Last spring, 17 Shenkar students participated in an Internet-based cultural exchange program with 17 students at Japan’s Bunka Fashion College, another Fashionista Top 50 school. Following five months of mostly visual communication, the two groups met in Shinjuku for a fashion and lifestyle show along with their teachers.

Adapting to change

"Now we are doing a project with refugee women from Africa, exposing our students to people who are usually transparent in Israeli society," Peretz explains. "They come and show their traditional clothes and tell stories of their lives over there and how they maintain their culture here. Our students are designing collections inspired by these women."
 
Fashion is fickle, and according to Peretz, Shenkar is likewise constantly evolving. "The world is changing rapidly, and you cannot have two successive years with the same program. You have to be alert and adapt all the time to the changes around us."

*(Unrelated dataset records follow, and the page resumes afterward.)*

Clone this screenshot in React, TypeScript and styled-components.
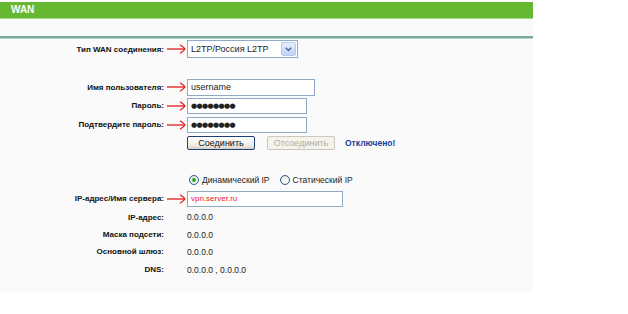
import React from "react";
import styled, { createGlobalStyle } from "styled-components";

const GlobalStyle = createGlobalStyle`
  html, body {
    margin: 0;
    padding: 0;
    background: #ffffff;
  }
  body {
    font-family: "Liberation Sans", Arial, sans-serif;
    color: #1a1a1a;
  }
`;

const Page = styled.div`
  width: 533px;
  padding-top: 2px;
`;

const Header = styled.div`
  height: 16px;
  background: #66b833;
  border-bottom: 1px solid #a9d98a;
  color: #ffffff;
  font-weight: bold;
  font-size: 10px;
  line-height: 16px;
  padding-left: 11px;
`;

const Panel = styled.div`
  background: #fafafa;
  padding-bottom: 13px;
`;

const SubBar = styled.div`
  height: 17px;
  border-bottom: 2px solid #79aa98;
  box-shadow: 0 1px 0 #b9d6cb;
`;

const Row = styled.div<{ $h: number; $top?: number }>`
  display: grid;
  grid-template-columns: 164px 23px 1fr;
  align-items: center;
  height: ${(p) => p.$h}px;
  margin-top: ${(p) => p.$top ?? 0}px;
`;

const Label = styled.div`
  text-align: right;
  font-weight: bold;
  font-size: 8px;
  color: #111;
  white-space: nowrap;
`;

const Field = styled.div`
  display: flex;
  align-items: center;
  gap: 10px;
`;

const Value = styled.span`
  font-size: 8.5px;
  color: #222;
`;

const TextBox = styled.div<{ $w: number; $h?: number; $red?: boolean; $dots?: boolean }>`
  box-sizing: border-box;
  width: ${(p) => p.$w}px;
  height: ${(p) => p.$h ?? 16}px;
  border: 1px solid #8fa9c6;
  background: #ffffff;
  display: flex;
  align-items: center;
  padding-left: 3px;
  font-size: ${(p) => (p.$dots ? "7px" : p.$red ? "8px" : "9px")};
  letter-spacing: ${(p) => (p.$dots ? "-0.6px" : "0")};
  color: ${(p) => (p.$red ? "#e8201c" : "#222")};
  font-family: ${(p) => (p.$dots ? '"DejaVu Sans", sans-serif' : "inherit")};
`;

const SelectBox = styled.div`
  box-sizing: border-box;
  width: 111px;
  height: 18px;
  border: 1px solid #8fa9c6;
  background: #ffffff;
  display: flex;
  align-items: center;
  justify-content: space-between;
  padding: 1px 1px 1px 3px;
  font-size: 9px;
  color: #222;
`;

const DropButton = styled.div`
  box-sizing: border-box;
  width: 15px;
  height: 14px;
  border: 1px solid #b7c9ee;
  border-radius: 2px;
  background: linear-gradient(#e6eefc, #c1d3fb);
  display: flex;
  align-items: center;
  justify-content: center;
`;

const Button = styled.div<{ $disabled?: boolean }>`
  box-sizing: border-box;
  width: 68px;
  height: 14px;
  border: 1px solid ${(p) => (p.$disabled ? "#cac8bb" : "#1d3f72")};
  border-radius: 2px;
  background: ${(p) =>
    p.$disabled ? "#f4f3ec" : "linear-gradient(#ffffff, #ecebe6 70%, #d6d0c5)"};
  color: ${(p) => (p.$disabled ? "#b2ae9f" : "#111")};
  font-size: 9px;
  display: flex;
  align-items: center;
  justify-content: center;
`;

const Status = styled.span`
  color: #1b3e96;
  font-weight: bold;
  font-size: 8.5px;
`;

const RadioGroup = styled.div`
  display: flex;
  align-items: center;
  padding-left: 2px;
`;

const RadioItem = styled.label`
  display: flex;
  align-items: center;
  gap: 3px;
  font-size: 8.5px;
  color: #222;
  margin-right: 10px;
`;

const RadioCircle = styled.span<{ $checked?: boolean }>`
  box-sizing: border-box;
  width: 10px;
  height: 10px;
  border-radius: 50%;
  border: 1px solid #2a5c8c;
  background: radial-gradient(circle at 60% 65%, #ffffff, #dcdcd4);
  display: flex;
  align-items: center;
  justify-content: center;
  &::after {
    content: "";
    display: ${(p) => (p.$checked ? "block" : "none")};
    width: 4px;
    height: 4px;
    border-radius: 50%;
    background: #2aa52a;
  }
`;

const ArrowCell = styled.div`
  display: flex;
  align-items: center;
  padding-left: 3px;
`;

const Arrow: React.FC = () => (
  <ArrowCell>
    <svg width="19" height="10" viewBox="0 0 19 10">
      <path d="M0 5 H17.5" stroke="#e41b17" strokeWidth="1.3" fill="none" />
      <path
        d="M13 0.8 C15.5 2.5 17.2 3.8 18 5 C17.2 6.2 15.5 7.5 13 9.2"
        stroke="#e41b17"
        strokeWidth="1.3"
        fill="none"
      />
    </svg>
  </ArrowCell>
);

const Chevron: React.FC = () => (
  <svg width="7" height="5" viewBox="0 0 7 5">
    <path d="M0.8 0.8 L3.5 3.6 L6.2 0.8" stroke="#4d6185" strokeWidth="1.4" fill="none" />
  </svg>
);

const InfoRow: React.FC<{ label: string; value: string; h: number }> = ({ label, value, h }) => (
  <Row $h={h}>
    <Label>{label}</Label>
    <div />
    <Field>
      <Value>{value}</Value>
    </Field>
  </Row>
);

export default function App() {
  return (
    <>
      <GlobalStyle />
      <Page>
        <Header>WAN</Header>
        <Panel>
          <SubBar />

          <Row $h={20} $top={1}>
            <Label>Тип WAN соединения:</Label>
            <Arrow />
            <Field>
              <SelectBox>
                <span>L2TP/Россия L2TP</span>
                <DropButton>
                  <Chevron />
                </DropButton>
              </SelectBox>
            </Field>
          </Row>

          <Row $h={18} $top={19}>
            <Label>Имя пользователя:</Label>
            <Arrow />
            <Field>
              <TextBox $w={128} $h={17}>username</TextBox>
            </Field>
          </Row>
          <Row $h={19}>
            <Label>Пароль:</Label>
            <Arrow />
            <Field>
              <TextBox $w={120} $dots>●●●●●●●●</TextBox>
            </Field>
          </Row>
          <Row $h={19}>
            <Label>Подтвердите пароль:</Label>
            <Arrow />
            <Field>
              <TextBox $w={120} $dots>●●●●●●●●</TextBox>
            </Field>
          </Row>
          <Row $h={18}>
            <div />
            <div />
            <Field>
              <Button>Соединить</Button>
              <Button $disabled style={{ marginLeft: 2 }}>Отсоединить</Button>
              <Status>Отключено!</Status>
            </Field>
          </Row>

          <Row $h={18} $top={19}>
            <div />
            <div />
            <RadioGroup>
              <RadioItem>
                <RadioCircle $checked />
                Динамический IP
              </RadioItem>
              <RadioItem>
                <RadioCircle />
                Статический IP
              </RadioItem>
            </RadioGroup>
          </Row>
          <Row $h={19}>
            <Label>IP-адрес/Имя сервера:</Label>
            <Arrow />
            <Field>
              <TextBox $w={156} $red>vpn.server.ru</TextBox>
            </Field>
          </Row>

          <InfoRow label="IP-адрес:" value="0.0.0.0" h={18} />
          <InfoRow label="Маска подсети:" value="0.0.0.0" h={17} />
          <InfoRow label="Основной шлюз:" value="0.0.0.0" h={17} />
          <InfoRow label="DNS:" value="0.0.0.0 , 0.0.0.0" h={19} />
        </Panel>
      </Page>
    </>
  );
}
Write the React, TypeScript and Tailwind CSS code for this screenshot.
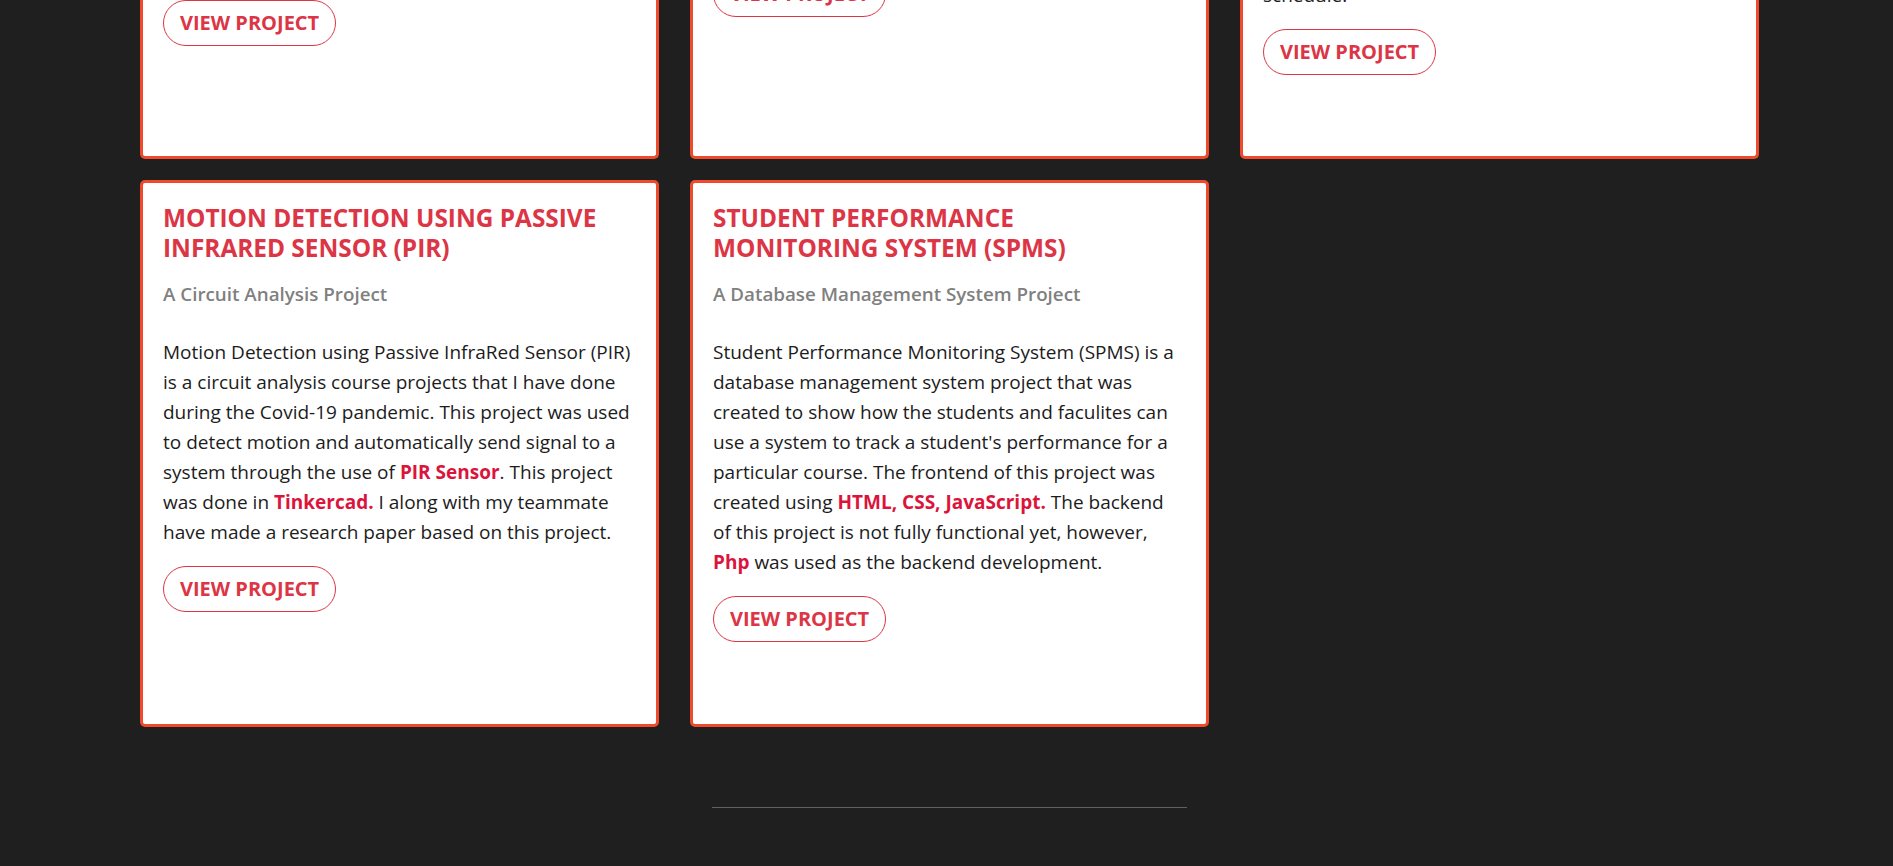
import type { ReactNode } from "react";

interface ProjectCardProps {
  title: string;
  subtitle: string;
  children: ReactNode;
}

const ViewButton = ({ className = "mt-[19px]" }: { className?: string }) => {
  return (
    <a
      href="#"
      className={`${className} flex h-[46px] items-center self-start rounded-full border border-[#dc3545] px-4 text-[20px] leading-none font-bold text-[#dc3545] uppercase`}
    >
      View Project
    </a>
  );
};

const Hl = ({ children }: { children: ReactNode }) => (
  <span className="font-bold text-[#dc143c]">{children}</span>
);

const ProjectCard = ({ title, subtitle, children }: ProjectCardProps) => {
  return (
    <div className="flex flex-col rounded-[5px] border-[3px] border-[#ef4a2c] bg-white px-5 pt-5 pb-[82px]">
      <h3 className="pr-6 text-[24.4px] leading-[30px] font-bold text-[#dc3545] uppercase">
        {title}
      </h3>
      <p className="mt-[17px] text-[18.8px] leading-[28px] font-semibold text-[#808080]">
        {subtitle}
      </p>
      <p className="mt-[29px] text-[19px] leading-[30px] text-[#1c1c1c]">
        {children}
      </p>
      <ViewButton />
    </div>
  );
};

export default function App() {
  return (
    <div className="min-h-screen bg-[#1f1f1f] font-['Open_Sans',sans-serif]">
      <div className="ml-[140px] w-[1619px]">
        {/* PREVIOUS ROW (scrolled past) */}
        <div className="grid h-[159px] grid-cols-3 gap-x-[31px]">
          <div className="flex flex-col overflow-hidden rounded-b-[5px] border-[3px] border-t-0 border-[#ef4a2c] bg-white px-5">
            <ViewButton className="mt-0" />
          </div>
          <div className="flex flex-col overflow-hidden rounded-b-[5px] border-[3px] border-t-0 border-[#ef4a2c] bg-white px-5">
            <ViewButton className="-mt-[29px]" />
          </div>
          <div className="flex flex-col overflow-hidden rounded-b-[5px] border-[3px] border-t-0 border-[#ef4a2c] bg-white px-5">
            <p className="-mt-[20px] text-[19px] leading-[30px] text-[#1c1c1c]">
              schedule.
            </p>
            <ViewButton />
          </div>
        </div>

        <div className="mt-[21px] grid grid-cols-3 gap-x-[31px]">
          <ProjectCard
            title="Motion Detection using Passive Infrared Sensor (PIR)"
            subtitle="A Circuit Analysis Project"
          >
            Motion Detection using Passive InfraRed Sensor (PIR) is a circuit
            analysis course projects that I have done during the Covid-19
            pandemic. This project was used to detect motion and automatically
            send signal to a system through the use of <Hl>PIR Sensor</Hl>. This
            project was done in <Hl>Tinkercad.</Hl> I along with my teammate
            have made a research paper based on this project.
          </ProjectCard>
          <ProjectCard
            title="Student Performance Monitoring System (SPMS)"
            subtitle="A Database Management System Project"
          >
            Student Performance Monitoring System (SPMS) is a database
            management system project that was created to show how the students
            and faculites can use a system to track a student's performance for
            a particular course. The frontend of this project was created using{" "}
            <Hl>HTML, CSS, JavaScript.</Hl> The backend of this project is not
            fully functional yet, however, <Hl>Php</Hl> was used as the backend
            development.
          </ProjectCard>
        </div>

        <div className="mx-auto mt-[80px] h-px w-[475px] bg-[#606060]" />
      </div>
    </div>
  );
}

When Peretz became head of the department, manufacturing was still based in Israel and England. Now that production has moved to China and other developing countries, Shenkar students learn how to communicate with these factories using special software that transmits exact details of how the garments should be made. "It’s like learning a new language," she concludes.

Visiting celebs

In May 2007, American designer Donna Karan came to Ramat Gan to receive a Shenkar College Honorary Fellowship Award. While at Shenkar, she taught a master class and opened an exhibit of her work, "Journey of a Woman," in the college’s Lorber Galleries. When she returned to New York on her private plane, she took along all 10 projects executed by students in the textile design department, and offered a summer internship to one of these students.

On a visit in 2005, Karan had extended the same invitation to Shenkar design student Avshalom Gur, who has gone on to fashion fame and fortune. Gur won the British Fashion Council’s New Generation award for three consecutive seasons and his pieces have appeared at London Fashion Week. He launched his own Avsh Alom Gur label and re-launched the fashion house of 1960s cult designer Ossie Clark in 2007.

In May 2009, renowned red-carpet shoe designer Stuart Weitzman toured Shenkar’s graduate exhibition the evening before its public opening. Weitzman, who was in Israel not on business but as part of the US table tennis team for the 18th Maccabiah games, also agreed to take on a student intern in his company’s offices in Spain.

Weitzman and his wife, Jane, are members of the Shenkar Board of Governors and also donate scholarships to Shenkar students. At the initiative of the American Friends of Shenkar and with the cooperation of the American Jewish Joint Distribution Committee-Israel, Jane Weitzman was the spirit behind the Weitzman-Albert Education Initiative several years ago at a Bat Yam elementary school where Shenkar students instructed the children and introduced them to various art fields.